The Wal-Mart v. Dukes case carries on in a different form as a federal district court denied a motion to dismiss a class action suit of California women alleging pay and employment discrimination. The named plaintiffs represent more than 100,000 current or former women employees of California Wal-Mart and Sam’s Club stores. The class includes women who worked at Wal-Mart and Sam’s Club stores and were subject to pay and promotion discrimination at any time since December 26, 1998.
Normally this would be considered a good thing–hundreds of thousands of women can move forward with claims of pay and promotion discrimination that they’ve spent over a decade battling despite every obstructionist strategy thrown at them by Wal-Mart. And it is. Somewhat.
The victory underscores just how massive the problem of pay and promotion inequality is. The California case represents the claims of a lot of women, but only a fraction of the total number affected by the Walton family’s discriminatory and unfair business practices. This smaller class is a result of the Supreme Court’s 5-4 decision last year dismissing a nationwide class action lawsuit against the retailer for the same claims in what is now known euphemistically as the “too big to sue” case. For the rest of the women across the country who have faced similar unlawful conduct, they are still waiting for their day in court.

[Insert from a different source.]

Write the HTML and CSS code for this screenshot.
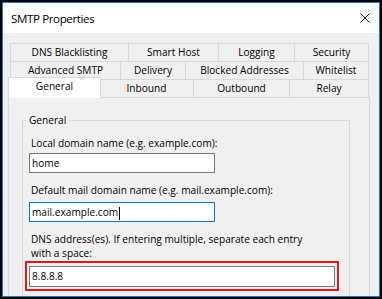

And the case is far from won by the California plaintiffs. The decision simply allows plaintiffs an opportunity to present evidence to support their claims and is not a decision on the merits. But it comes at a time when the gender pay gap is once again making news and on the eve of the 50th anniversary of the Equal Pay Act. Recent analysis of U.S. Census Bureau data by the National Partnership for Women & Families shows that the gender-based wage gap affects women across the country and breaks that data down to congressional districts to better make the case to legislators to act.
In 97 percent of congressional districts – 423 out of 435 districts – the median yearly pay for women is less than the median yearly pay for men. “It is stunning and deeply troubling to learn that the wage gap affects women in nearly every congressional district in the country. Women and their families are losing critical income for food, gas, rent, health insurance and more due to a punishing gender-based wage gap that has plagued this country for decades,” said Debra L. Ness, president of the National Partnership. “These new data should be a clear and resounding wake-up call for all lawmakers who have the power to pass legislation that would help close the gap and promote economic security for the women and families in their districts.”
Nationally, full-time working women are still paid only 77 cents for every dollar paid to full-time working men, amounting to $11,084 each year, according to Census data. The congressional districts with the largest gender-based, cents-on-the-dollar pay differences are found in Louisiana, Virginia, New Jersey and West Virginia. The two districts with the largest gap in wages are in southern Louisiana; women there are paid just 61 cents for every dollar paid to men.
Simply put, we need a fix and we need it now.
That’s where the Paycheck Fairness Act comes in. The Paycheck Fairness Act would close loopholes in the Equal Pay Act and establish stronger workplace protections for women. In the last two Congresses, the U.S. House of Representatives passed it, but it fell two votes short of moving forward in the Senate in 2010. It was reintroduced in the current Congress but blocked by a procedural vote in June of this year.
“The wage gap is taking a tremendous toll on women and their families throughout the country,” Ness added. “The gap persists across industries, education levels and, as these data make clear, it spans the geography of our country. It’s time for all members of Congress to take a hard look at the damage being done in their districts and commit to promoting fair wages by passing the Paycheck Fairness Act.”
With women’s legal remedies hamstrung by a hostile Roberts Court, legislative action is the answer to addressing pay and employment discrimination. Even if the women in California are successful in their claims against Wal-Mart, the amount of damages the retailer will be forced to pay will still pale in comparison to profits. And they will do little good to help those women and their families survive the day-to-day. That’s why we need Congress to act on pay equity. Without a legislative fix women and their families will continue to be short-changed and, thanks to the Roberts Court, those who do have the will to fight this unfair and unlawful treatment have very little recourse for now.